Charged initiator tRNA + translation initiator factors bind to the small ribosomal subunit
- P site

Binds to the 5` end of the mRNA
- How long does it know which end?

Question 16

How do we get started? Part II

Answer 16

Moves along mRNA in 5→3

Stops at the AUG codon.
- What’s the anticodon sequence?

Initiator factors dissociate.

Large ribosomal subunit binds to the small ribosomal subunit.

Question 17

How do we stop?

Answer 17

Stop codons are not recognized by any tRNAs.
- UAA, UAG, UGA

Release factors bind to the A-site in the absence of tRNAs.

Peptidyl transferase catalyzes the addition of H2O instead of an amino acid.

Carboxyl end of the amino acid chain is freed.
- Peptide chain is released into the cytoplasm.

mRNA is released and ribosome dissociates.

Question 18

Are there any differences in bacteria?

Answer 18

Bacteria do not have 5` caps on their mRNA

Bacteria contain ribosome binding sites (rbs) in their mRNA
 - Shine-Dalgarno sequence (AGGAGG)
 - 6-7 nucleotides long
 - Upstream of the start codon.
 - Don’t rely on tRNAs to bind to mRNA.
mRNAs are polycistronic
    - multiple genes on one mRNA strand.

Question 19

Many proteins are made quickly using polyribosomes

Answer 19

Assembly of many ribosomes on a single mRNA strand.
- can be as close as 80 nucletotides a part.

A second ribosome sits down as soon as the first ribosome exits the start codon.

Generates multiple peptide strands at different points during synthesis.

Question 20

What happens next?

Answer 20

Some peptide strands fold spontaneously.
- Interactions between the amino acid side chains.

Some peptide strands require molecular chaperones to fold properly.
- Larger proteins w/ multiple “domains”.

Question 21

Regulation of protein levels within the cell Part I

Answer 21

Protein degradation pathways

• Lifetimes – differ for each protein
• Misfolded or damaged proteins

The lysosome contains proteases
- Enzymes which hydrolyze the peptide bond between amino acids.

The proteasome degrades proteins within the cytosol
- Central cylinder capped by two “stoppers”.
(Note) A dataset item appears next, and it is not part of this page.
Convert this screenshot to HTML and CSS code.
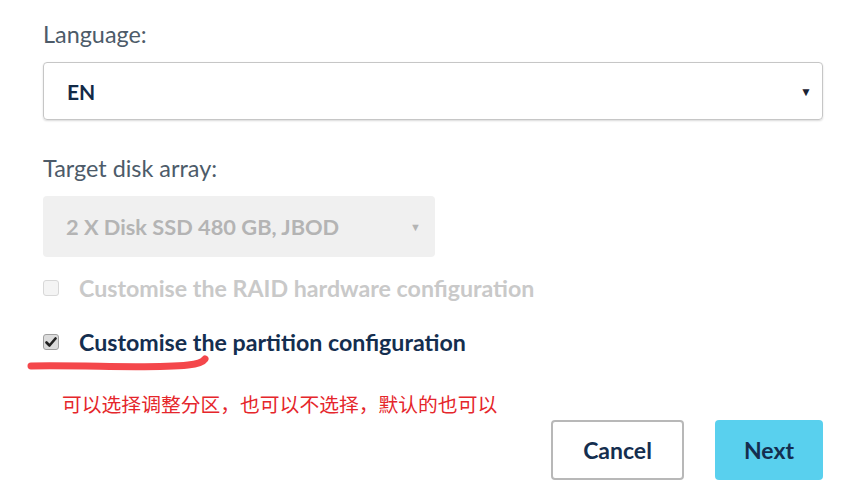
FILE: index.html
```html
<!DOCTYPE html>
<html lang="en">
<head>
  <meta charset="UTF-8">
  <meta name="viewport" content="width=device-width, initial-scale=1.0">
  <title>Install options</title>
  <link rel="stylesheet" href="styles.css">
</head>
<body>
  <div class="form">
    <div class="field">
      <label class="field-label">Language:</label>
      <div class="select">
        <span class="select-value">EN</span>
        <span class="select-arrow">&#9660;</span>
      </div>
    </div>

    <div class="field">
      <label class="field-label">Target disk array:</label>
      <div class="select select-disabled">
        <span class="select-value">2 X Disk SSD 480 GB, JBOD</span>
        <span class="select-arrow">&#9660;</span>
      </div>
    </div>

    <div class="check check-disabled">
      <span class="box"></span>
      <span class="check-label">Customise the RAID hardware configuration</span>
    </div>

    <div class="check check-on">
      <span class="box">
        <svg width="12" height="12" viewBox="0 0 12 12"><path d="M1.5 6.5 L4.5 9.5 L10.5 2.5" fill="none" stroke="#222" stroke-width="2.6" stroke-linecap="round" stroke-linejoin="round"/></svg>
      </span>
      <span class="check-label">Customise the partition configuration</span>
      <svg class="scribble" width="220" height="20" viewBox="0 0 220 20"><path d="M31 12 C 90 11, 150 15, 188 11 C 198 10, 203 8, 205 5" fill="none" stroke="#f4474b" stroke-width="7" stroke-linecap="round"/></svg>
    </div>

    <p class="note">可以选择调整分区，也可以不选择，默认的也可以</p>

    <div class="actions">
      <button class="btn btn-cancel">Cancel</button>
      <button class="btn btn-next">Next</button>
    </div>
  </div>
</body>
</html>
```

FILE: styles.css
```css
/* page */
body {
  margin: 0;
  background-color: #fff;
  font-family: Lato, "Open Sans", sans-serif;
}

.form {
  width: 780px;
  margin-left: 43px;
  padding-top: 20px;
}

/* selects */
.field {
  margin-bottom: 34px;
}

.field-label {
  display: block;
  font-size: 23.4px;
  line-height: 28px;
  color: #4d5b69;
  margin-bottom: 14px;
}

.select {
  display: flex;
  align-items: center;
  justify-content: space-between;
  height: 56px;
  padding: 0 10px 0 23px;
  border: 1px solid #c6c6c6;
  border-radius: 4px;
  box-shadow: 0 1px 2px rgba(0,0,0,0.15);
}

.select-value {
  font-size: 21px;
  font-weight: bold;
  color: #122a47;
}

.select-arrow {
  font-size: 12px;
  color: #1a2233;
}

.select-disabled {
  width: 355px;
  height: 61px;
  padding-right: 14px;
  border: none;
  box-shadow: none;
  background-color: #f0f0f0;
}

.select-disabled .select-value {
  font-size: 21.8px;
  color: #b4b4b4;
}

.select-disabled .select-arrow {
  color: #b4b4b4;
  font-size: 11px;
}

/* checkboxes */
.check {
  position: relative;
  display: flex;
  align-items: center;
  height: 30px;
  margin-bottom: 24px;
}

.check-disabled {
  margin-top: -18px;
}

.box {
  display: flex;
  align-items: center;
  justify-content: center;
  width: 14px;
  height: 14px;
  border: 1px solid #d8d8d8;
  border-radius: 3px;
  background-color: #f4f4f4;
  margin-right: 20px;
}

.check-label {
  font-size: 23.2px;
  font-weight: bold;
  color: #142e4f;
}

.check-disabled .check-label {
  color: #c9c9c9;
}

.check-on .box {
  border-color: #a0a0a0;
  background-color: #dcdcdc;
}

.scribble {
  position: absolute;
  left: -43px;
  top: 27px;
}

.note {
  margin: 35px 0 0 19px;
  font-family: "Noto Sans CJK SC", sans-serif;
  font-size: 19.8px;
  line-height: 24px;
  color: #e5262b;
}

/* buttons */
.actions {
  display: flex;
  justify-content: flex-end;
  gap: 31px;
  margin-top: 4px;
}

.btn {
  height: 60px;
  font-family: Lato, "Open Sans", sans-serif;
  font-size: 23px;
  font-weight: bold;
  color: #142e4f;
  border-radius: 4px;
  cursor: pointer;
}

.btn-cancel {
  width: 133px;
  background-color: #fff;
  border: 2px solid #b8b8b8;
}

.btn-next {
  width: 108px;
  background-color: #59d0ee;
  border: none;
}
```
• ATP is used to move the proteins into the cylinder for degradation.

Question 22

Regulation of protein levels within the cell Part II

Answer 22

Proteins are “tagged” for degradation by a specific post-translational modifications
- Ubiquitination

Ubiquitin protein is attached to specific lysines in the protein sequence

Proteins can be mono- or poly-ubiquitinated
- Poly-ubiquitination signals degradation.

Question 23

Protein expression regulation

Answer 23

Many cellular processes can be used to regulate protein levels within the cell.
- Before and after peptide strand generation.